Principe de Peter

En France (et peut-être ailleurs dans le monde, je n’en sais rien, je n’ai travaillé que dans notre beau pays), écrire du code est mal vu. C’est un boulot considéré comme vulgaire, peu estimé, peu estimable. C’est stupide, parce que développer correctement est un travail qui réclame des facultés intellectuelles tout à fait respectables, ainsi que le prouvent des gens comme Donald Knuth ou Dennis Ritchie (dont la mort la semaine dernière est passée relativement inaperçue). Mais c’est comme ça. Développer est perçu comme un boulot de technicien, comme un boulot sous-qualifié.

Du coup, quand un développeur fait bien son travail et qu’on cherche à lui offrir une promotion, on le nomme à un poste que l’on considère comme plus honorable, c’est à dire à un poste… de non-développeur. Paradoxe du métier : plus vous êtes bon, plus il y a de chances que vous écriviez moins de code, et écrire moins de code reste le meilleur moyen d'escalader l’échelle sociale et d’augmenter votre salaire.

Il se trouve que je me débrouille plutôt bien en développement. Alors chez GrosseBouâte SA, ça n’a pas raté. J’y suis depuis à peine un an et on m’a déjà promu, en vertu de ce fameux principe qu’on ne peut quand même pas laisser un bon développeur faire son métier, juste son métier, rien que son métier. Me voilà donc manager d’une équipe de R&D, responsable des développements embarqués. Je passe mes journées à organiser des trucs et des machins, à tenir à jour des tableaux de bord, à répartir des tâches, à chiffrer des projets sur lesquels je ne travaillerai jamais, à faire des choix d’architecture que d’autres implémenteront.

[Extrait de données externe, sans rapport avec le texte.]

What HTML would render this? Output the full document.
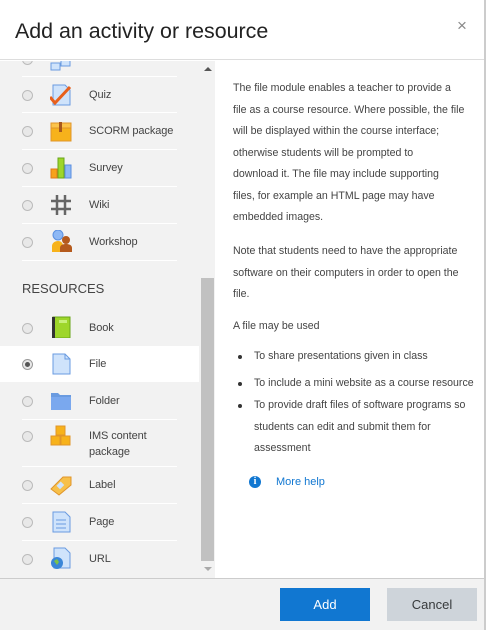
<!DOCTYPE html>
<html><head><meta charset="utf-8"><style>
*{margin:0;padding:0;box-sizing:border-box}
body{width:486px;height:630px;overflow:hidden;background:#fff;font-family:"Liberation Sans",sans-serif;color:#373a3c;position:relative}
.a{position:absolute}
.t{font-size:11px;white-space:nowrap}
.radio{position:absolute;left:22px;width:11px;height:11px;border-radius:50%;border:1px solid #bbb;background:#e8e8e8}
.sep{position:absolute;left:22px;width:155px;height:1px;background:#fff}
.ic{position:absolute;left:50px;width:22px;height:22px}
.lb{position:absolute;left:89px;font-size:11px;color:#444;letter-spacing:-0.1px}
.r{position:absolute;left:233px;font-size:10.6px;color:#444;line-height:21.5px;white-space:nowrap}
</style></head><body>
<div class="a" style="left:0;top:0;width:484px;height:60px;border-bottom:1px solid #ddd"></div>
<div class="a" style="left:15px;top:19px;font-size:21.4px;color:#222">Add an activity or resource</div>
<div class="a" style="left:457px;top:16px;font-size:17px;color:#888">×</div>
<div class="a" style="left:484px;top:0;width:2px;height:630px;background:#ccc"></div>
<div class="a" style="left:0;top:61px;width:215px;height:517px;background:#f2f2f2;overflow:hidden"></div>
<div class="a" style="left:0;top:346px;width:199px;height:36px;background:#fff"></div>
<div class="a" style="left:201px;top:278px;width:13px;height:283px;background:#c1c1c1"></div>
<div class="a" style="left:204px;top:67px;width:0;height:0;border-left:4px solid transparent;border-right:4px solid transparent;border-bottom:4px solid #555"></div>
<div class="a" style="left:204px;top:567px;width:0;height:0;border-left:4px solid transparent;border-right:4px solid transparent;border-top:4px solid #aaa"></div>

<div class="a" style="left:0;top:61px;width:200px;height:10px;overflow:hidden">
<div class="radio" style="top:-7px"></div>
<svg class="ic" style="top:-12px" viewBox="0 0 22 22"><rect x="1" y="14" width="9" height="7" fill="#cfe3fb" stroke="#6a9be0"/><rect x="11" y="11" width="9" height="6" fill="#cfe3fb" stroke="#6a9be0"/></svg>
<div class="lb" style="top:-9px">Lesson</div>
</div>
<div class="sep" style="top:76px"></div>

<div class="radio" style="top:90px"></div>
<svg class="ic" style="top:84px" viewBox="0 0 22 22"><path d="M3 1h12l5 5v15H3z" fill="#cfe3fb" stroke="#6a9be0"/><path d="M0 13l5 6L20 3" fill="none" stroke="#e8601c" stroke-width="3"/></svg>
<div class="lb" style="top:89px">Quiz</div>
<div class="sep" style="top:112px"></div>

<div class="radio" style="top:126px"></div>
<svg class="ic" style="top:120px" viewBox="0 0 22 22"><rect x="1" y="3" width="20" height="18" fill="#f7b21b" stroke="#e0952a"/><rect x="1" y="3" width="20" height="5" fill="#fcc44a" stroke="#e0952a"/><rect x="9" y="2" width="3" height="10" fill="#a8581d"/></svg>
<div class="lb" style="top:125px">SCORM package</div>
<div class="sep" style="top:149px"></div>

<div class="radio" style="top:163px"></div>
<svg class="ic" style="top:157px" viewBox="0 0 22 22"><rect x="1" y="12" width="6" height="9" fill="#f7a21b" stroke="#e07a1a"/><rect x="8" y="1" width="6" height="20" fill="#9ed62a" stroke="#6aa51a"/><rect x="15" y="8" width="6" height="13" fill="#8db8f5" stroke="#5a8fe0"/></svg>
<div class="lb" style="top:162px">Survey</div>
<div class="sep" style="top:186px"></div>

<div class="radio" style="top:200px"></div>
<svg class="ic" style="top:194px" viewBox="0 0 22 22" fill="none" stroke="#666" stroke-width="2.5"><path d="M7 1v20M15 1v20M1 7h20M1 15h20"/></svg>
<div class="lb" style="top:199px">Wiki</div>
<div class="sep" style="top:223px"></div>

<div class="radio" style="top:237px"></div>
<svg class="ic" style="top:230px" viewBox="0 0 22 22"><circle cx="8" cy="5" r="5" fill="#8db8f5" stroke="#5a8fe0"/><path d="M2 22v-6c0-3 3-5 6-5s5 2 5 5v6z" fill="#f7b21b"/><circle cx="16" cy="10" r="4" fill="#b55a1d"/><path d="M10 22v-4c0-3 3-4 6-4s6 1 6 4v4z" fill="#b55a1d"/></svg>
<div class="lb" style="top:236px">Workshop</div>
<div class="sep" style="top:260px"></div>

<div class="a" style="left:22px;top:281px;font-size:13px;color:#444">RESOURCES</div>

<div class="radio" style="top:323px"></div>
<svg class="ic" style="top:316px" viewBox="0 0 22 22"><rect x="3" y="1" width="17" height="21" fill="#9ed62a" stroke="#6aa51a"/><rect x="2" y="1" width="3" height="21" fill="#333"/><rect x="9" y="4" width="8" height="3" fill="#c8f07a"/></svg>
<div class="lb" style="top:322px">Book</div>

<div class="radio" style="top:359px;background:#e8e8e8;border-color:#999"></div>
<div class="a" style="left:25px;top:362px;width:5px;height:5px;border-radius:50%;background:#555"></div>
<svg class="ic" style="top:353px" viewBox="0 0 22 22"><path d="M3 1h12l5 5v15H3z" fill="#cfe3fb" stroke="#6a9be0"/><path d="M15 1v5h5" fill="none" stroke="#6a9be0"/></svg>
<div class="lb" style="top:358px">File</div>

<div class="radio" style="top:396px"></div>
<svg class="ic" style="top:390px" viewBox="0 0 22 22"><path d="M1 3h7l2 2h11v15H1z" fill="#6a9be0"/><rect x="1" y="7" width="20" height="13" fill="#7aa8ee"/></svg>
<div class="lb" style="top:395px">Folder</div>
<div class="sep" style="top:419px"></div>

<div class="radio" style="top:431px"></div>
<svg class="ic" style="top:425px" viewBox="0 0 22 22" fill="#f7b21b" stroke="#e0952a"><rect x="6" y="1" width="9" height="9"/><rect x="1" y="11" width="9" height="9"/><rect x="11" y="11" width="9" height="9"/></svg>
<div class="lb" style="top:428px;line-height:16px">IMS content<br>package</div>
<div class="sep" style="top:466px"></div>

<div class="radio" style="top:480px"></div>
<svg class="ic" style="top:474px" viewBox="0 0 22 22"><path d="M1 15L13 3l8 0 0 8L9 21z" fill="#f7c04a" stroke="#e0952a"/><rect x="7" y="9" width="6" height="5" fill="#cfe3fb" transform="rotate(-45 10 11)"/></svg>
<div class="lb" style="top:479px">Label</div>
<div class="sep" style="top:503px"></div>

<div class="radio" style="top:517px"></div>
<svg class="ic" style="top:511px" viewBox="0 0 22 22"><path d="M3 1h12l5 5v15H3z" fill="#cfe3fb" stroke="#6a9be0"/><path d="M6 9h10M6 13h10M6 17h10" stroke="#6a9be0"/></svg>
<div class="lb" style="top:516px">Page</div>
<div class="sep" style="top:540px"></div>

<div class="radio" style="top:554px"></div>
<svg class="ic" style="top:547px" viewBox="0 0 22 22"><path d="M4 1h11l5 5v15H4z" fill="#cfe3fb" stroke="#6a9be0"/><circle cx="7" cy="16" r="6" fill="#3a86d8"/><path d="M4 14l3-2 2 3-2 3z" fill="#7cc24a"/></svg>
<div class="lb" style="top:553px">URL</div>

<div class="r" style="top:78px">The file module enables a teacher to provide a<br>file as a course resource. Where possible, the file<br>will be displayed within the course interface;<br>otherwise students will be prompted to<br>download it. The file may include supporting<br>files, for example an HTML page may have<br>embedded images.</div>
<div class="r" style="top:241px">Note that students need to have the appropriate<br>software on their computers in order to open the<br>file.</div>
<div class="r" style="top:316px">A file may be used</div>
<div class="r" style="top:346px;left:254px">To share presentations given in class</div>
<div class="r" style="top:373px;left:254px">To include a mini website as a course resource</div>
<div class="r" style="top:395px;left:254px">To provide draft files of software programs so<br>students can edit and submit them for<br>assessment</div>
<div class="a" style="left:238px;top:355px;width:4px;height:4px;border-radius:50%;background:#333"></div>
<div class="a" style="left:238px;top:382px;width:4px;height:4px;border-radius:50%;background:#333"></div>
<div class="a" style="left:238px;top:404px;width:4px;height:4px;border-radius:50%;background:#333"></div>
<div class="a" style="left:249px;top:476px;width:12px;height:12px;border-radius:50%;background:#1177d1;color:#fff;font-size:10px;font-weight:bold;text-align:center;line-height:12px;font-family:'Liberation Serif',serif">i</div>
<div class="a t" style="left:276px;top:476px;color:#1177d1">More help</div>

<div class="a" style="left:0;top:578px;width:484px;height:52px;background:#f2f2f2;border-top:1px solid #ccc"></div>
<div class="a" style="left:280px;top:588px;width:90px;height:33px;background:#1177d1;color:#fff;font-size:13px;text-align:center;line-height:33px">Add</div>
<div class="a" style="left:387px;top:588px;width:90px;height:33px;background:#ced4da;color:#373a3c;font-size:13px;text-align:center;line-height:33px">Cancel</div>
</body></html>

Parfaite illustration du principe de Peter, car moi, je ne sais pas gérer l’humain. Quand un développeur de mon équipe vient me présenter avec fierté ce qu’il a réalisé, qu’il attend un compliment, des félicitations, un encouragement, alors que son boulot est objectivement si merdique qu’il faudra le refaire, je ne sais pas comment réagir, comment rectifier le tir sans être trop négatif. Quand un développeur ne parvient pas à coder un algorithme alors que je lui en fourni une description complète ainsi qu’un lien vers une page web qui en propose des exemples d’implémentation, je ne sais pas quoi dire d’autre que « mais enfin t’es con ou quoi ? ». (Oui, c’est du vécu.)

Je suis allé au magasin pour acheter quelques louches de diplomatie, deux doigts de psychologie et une pincée de pensée positive. Mais je n’ai pas trouvé. Alors je suis reparti avec Le management pour les nuls. On verra bien ce que ça donnera.